= Gustave Von Groschwitz =

T. F. Gustave Von Groschwitz (April 16, 1906 – 1991) was an American art administrator who served as director of the Carnegie Museum of Art and associate director of the University of Iowa Stanley Museum of Art.

== Biography ==
Von Groschwitz was born on April 16, 1906, in New York City. He received his B.A. from Columbia University in 1927 and his M.A. from the New York University Institute of Fine Arts in 1949 with a thesis titled "The Original Lithograph in Color in the XIXth Century."

During the Great Depression, he served as the head of the graphics art division of the Federal Art Project in New York City. He was appointed curator of prints at Wesleyan University in 1938, and curator of prints of Cincinnati Art Museum in 1947, concurrently serving as an adjunct faculty member of the University of Cincinnati.
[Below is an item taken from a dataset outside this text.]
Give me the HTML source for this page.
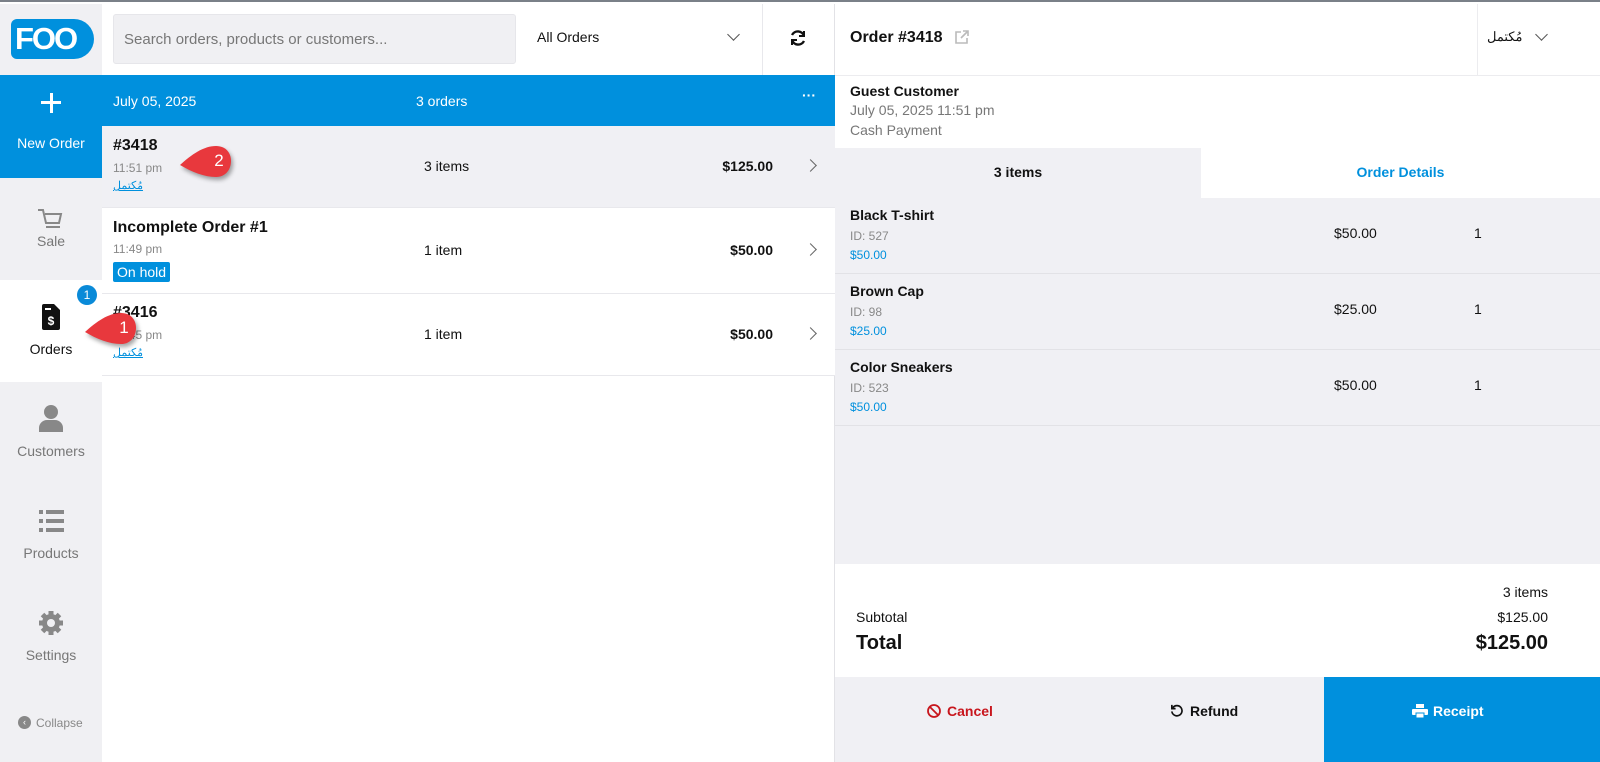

He was made chief curator of the Cincinnati Art Museum and organized six international biennales of lithography.

From 1963 to 1968, he was the director of the Carnegie Museum of Art, and organized the 1964 and 1967 Carnegie International.

In 1968, he joined the faculty of the University of Iowa, where he was associate director of the University of Iowa Stanley Museum of Art, before retiring in 1974.

Von Groschwitz died in 1991.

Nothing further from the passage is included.